In terzo luogo, e soprattutto, la differenza di fondo rispetto alle quote dei miliardari sta nel fatto che i fondi sovrani – perlomeno quelli dei paesi produttori di petrolio – cresceranno non solo per effetto della ricapitalizzazione del loro rendimento, ma anche per effetto delle bollette petrolifere che pagheremo in abbondanza ai fondi stessi nei decenni a venire. Ora, anche se esistono molte incertezze in proposito – in merito sia al volume delle riserve sia all’aumento della domanda e al prezzo del petrolio –, tutto sembra indicare che gli introiti assicurati dal petrolio possano largamente superare quelli assicurati dai rendimenti da capitale. La rendita annua procurata dallo sfruttamento delle risorse naturali, vale a dire la differenza tra le entrate e le uscite dovute ai costi di produzione, equivale, dal 2005, al 5% circa del PIL mondiale (metà per la rendita petrolifera propriamente detta, metà per le altre risorse naturali: soprattutto gas, carbone, minerali, legname), contro il 2% circa degli anni novanta e l’1% scarso dell’inizio degli anni settanta.43 Secondo alcuni modelli di previsione, il prezzo del petrolio, attualmente attorno ai 100 dollari al barile (contro i 25 dollari dell’inizio del XXI secolo), potrebbe stabilizzarsi, a partire dal 2020-30, attorno ai 200 dollari. Se una quota abbastanza rilevante della rendita corrispondente verrà collocata ogni anno in fondi sovrani (una parte che dovrebbe comunque aumentare non poco rispetto ai ritmi attuali), è possibile ipotizzare uno scenario in cui, da qui al 2030-40, le attività dei fondi sovrani supererebbero il 10-20% del totale dei patrimoni mondiali. Non c’è alcuna legge economica che possa impedire una simile traiettoria: tutto dipende dalle condizioni della domanda e dell’offerta, dalla scoperta o meno di nuovi giacimenti o nuove fonti di energia e dalla velocità con la quale ci abitueremo a vivere senza petrolio. Nel caso particolare, è quasi inevitabile che i fondi petroliferi continuino a crescere come stanno crescendo oggi e che la loro quota nella composizione delle attività mondiali sia, da qui al 2030-40, almeno due o tre volte più alta di quella di oggi, il che rappresenterebbe già una crescita considerevole.

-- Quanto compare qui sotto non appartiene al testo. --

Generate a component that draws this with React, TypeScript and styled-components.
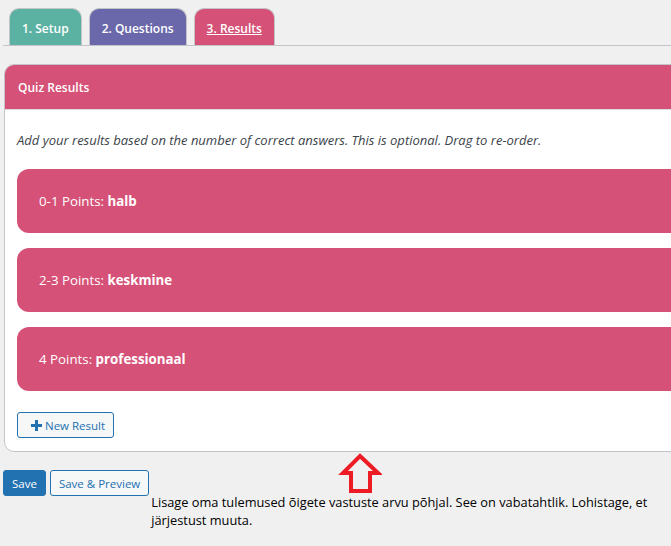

Se si dovesse delineare una traiettoria del genere, sarà il caso che i paesi occidentali comincino ad abituarsi all’idea di diventare in buona parte proprietà dei fondi petroliferi, cosa che comporterebbe a più o meno breve scadenza conseguenze politiche di varia natura, come restrizioni delle possibilità d’acquisto e di possesso di attività immobiliari, industriali e finanziarie nazionali da parte dei fondi sovrani, fino a vere e proprie forme di espropriazione, parziale o totale. Si tratterebbe di conseguenze politicamente poco attraenti ed economicamente poco opportune, ma che un governo nazionale, anche di piccolo calibro, ha l’obbligo di mettere in conto. In ogni caso, si può notare che gli stessi paesi produttori di petrolio hanno già iniziato a ridurre i propri investimenti esteri e hanno preso a investire sul proprio territorio, costruendovi musei, alberghi, università, stazioni sciistiche, a volte di dimensioni smisurate dal punto di vista della razionalità economica e finanziaria. Il che può essere interpretato come una prima presa di coscienza di come sia più difficile essere espropriati in casa propria che all’estero. Nulla garantisce, tuttavia, che il processo si realizzi in modo pacifico: nessuno sa dove stia esattamente la soglia psicologica e politica che non deve assolutamente essere superata, in fatto di proprietà di un paese da parte di un altro.